Economic conditions also played a significant role. With Hong Kong pushing its “Northbound” integration agenda and deeper ties with the Greater Bay Area, universities are competing to position themselves as innovation and research hubs. HSUHK’s expansion is viewed as a long-term investment to attract Mainland Chinese students, international partnerships, and industry collaborations. The building’s location in Kowloon East places it near transport links, corporate headquarters, and technology firms, giving the university stronger access to internship networks and corporate engagement. Property analysts note that the deal signals confidence in the city’s medium-term economic prospects despite near-term challenges in the office leasing market.

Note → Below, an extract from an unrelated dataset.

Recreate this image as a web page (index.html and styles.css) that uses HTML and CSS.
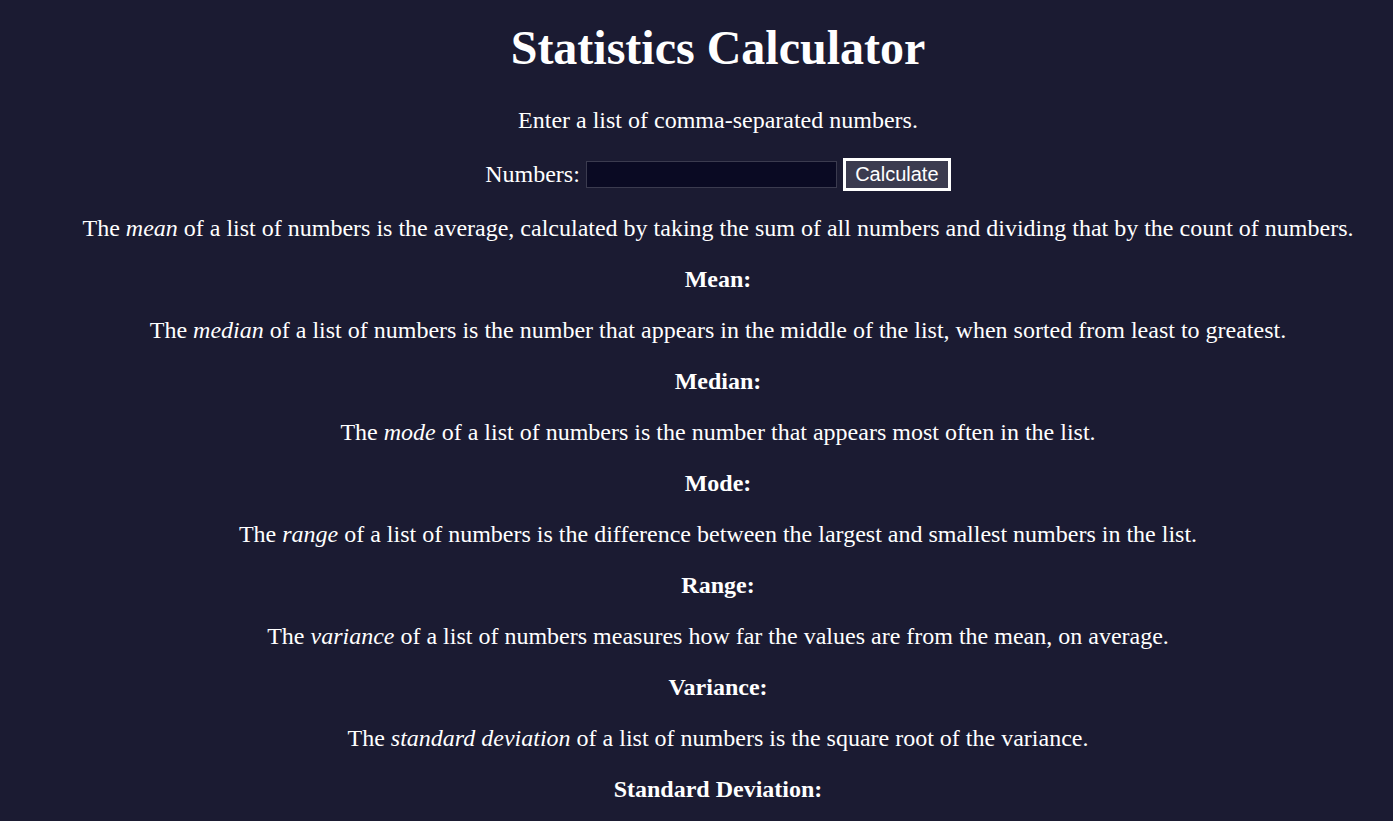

Overall, HSUHK’s US$116 million acquisition demonstrates how the education sector is reshaping demand within Hong Kong’s property market. As commercial real estate remains discounted and redevelopment momentum continues, other institutions may follow suit. The university’s expansion reflects broader structural shifts in Hong Kong’s economy, where talent development, applied research, and innovation capacity are increasingly viewed as strategic assets for long-term competitiveness.